Post#67 » by ElGee » Wed Aug 22, 2012 2:52 am

QuantMisleads wrote:I do despise, however, the intellectual dishonesty among some posters and their appeal towards what they think is scientific analysis.

You raise some important points that I didn't explicitly raise perhaps in my last few posts. There are two issues at play when I see someone resort to DRTG/ORTG or other advanced statistical numbers and then pin most of it on one player:
1) Preconceived biases
2) Using themes to support the quantitative.


I've never been called intellectually dishonest, so that's pretty neat. :)

Offensive rating and defensive rating are nothing "advanced." Should I assume you know this given your position of intellectual superiority over everyone in the room? ;)

So as I mentioned before, we try to find the numbers to support our hypothesis...big surprise there.


This is undoubtedly my favorite of your positions. Can you be so kind to tell me what my hypotheses were in each specific case, since you seem to have such a big problem with "them?" (I put them in quotes because I don't even understand what a hypothesis would be for trying to estimate pace before 1974..."I believe they used to play fast" I suppose was my hypothesis.)

For example, we want to rationalize why Wilt only won 2 championships. So the theme is created to explain away EVERY YEAR HE PLAYED AND LOST, and we use whatever statistical tool we can find to support it!
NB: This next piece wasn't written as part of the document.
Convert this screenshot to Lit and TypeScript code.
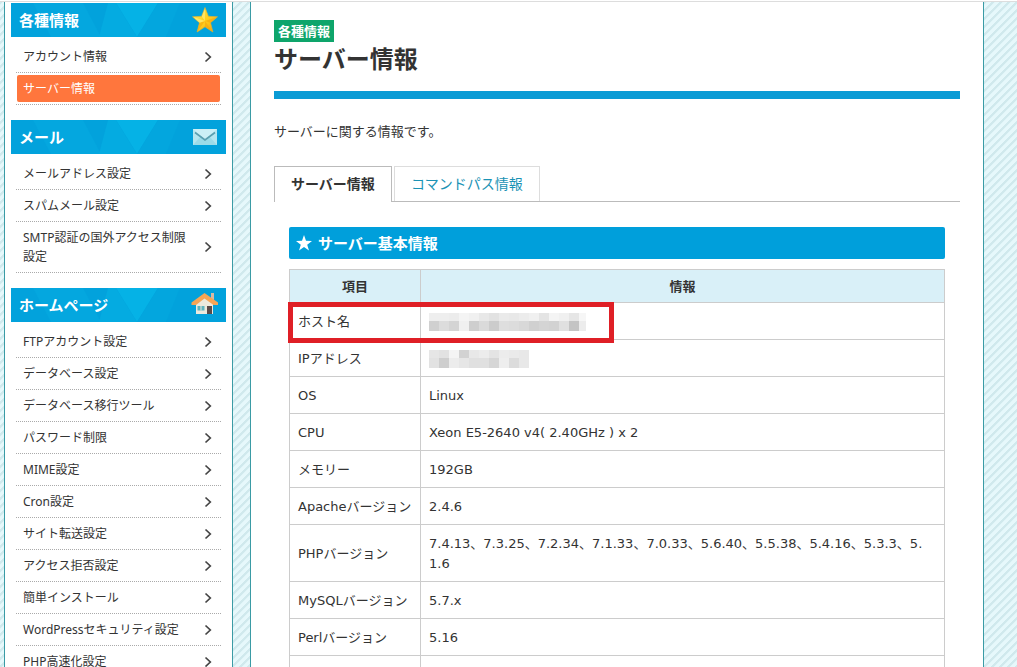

Do you think someone who launches a full-scale attack on someone else should at least be familiar with their positions first?

There is always going to be bias in our interpretations, but we're not doing the best of trying to root it out. The problem so much isn't with you guys, but that there are few educated dissenting voices. The problem with me is that I get easily angered at intellectual dishonesty so I can't seem to hang around for longer than a month, nor are my comments helpful in the right direction either because I'm too lazy to try to find the newspaper article or interview to rebut someone.


Yeah it's a basketball forum. I would think you'd want to enjoy it. And enjoy the game...but it sounds like you don't. I'm impressed I have so much power over you. :lol: (PS -- I have all the newspaper articles -- I'm probably one of the few people in the country who has read them.)

And for me, finding someone's dishonesty is particularly easy, even when it comes to people like ElGee, who has used 1965 and 1969(much like Bastillon, I might note) (without any historical analysis) to "prove" that Chamberlain had no impact when he switched teams.


You aren't reading closely. Sometimes I think this is my fault, but given that 75% of my posts on here lately are clarifying analytical positions, I really don't think that's the case anymore. I think it's people wanting to believe what they want to believe (cognitive biases) and then not hearing my message. I've never once said something about "proving" anything along these lines.

You might want to ask yourself why you think I've said that...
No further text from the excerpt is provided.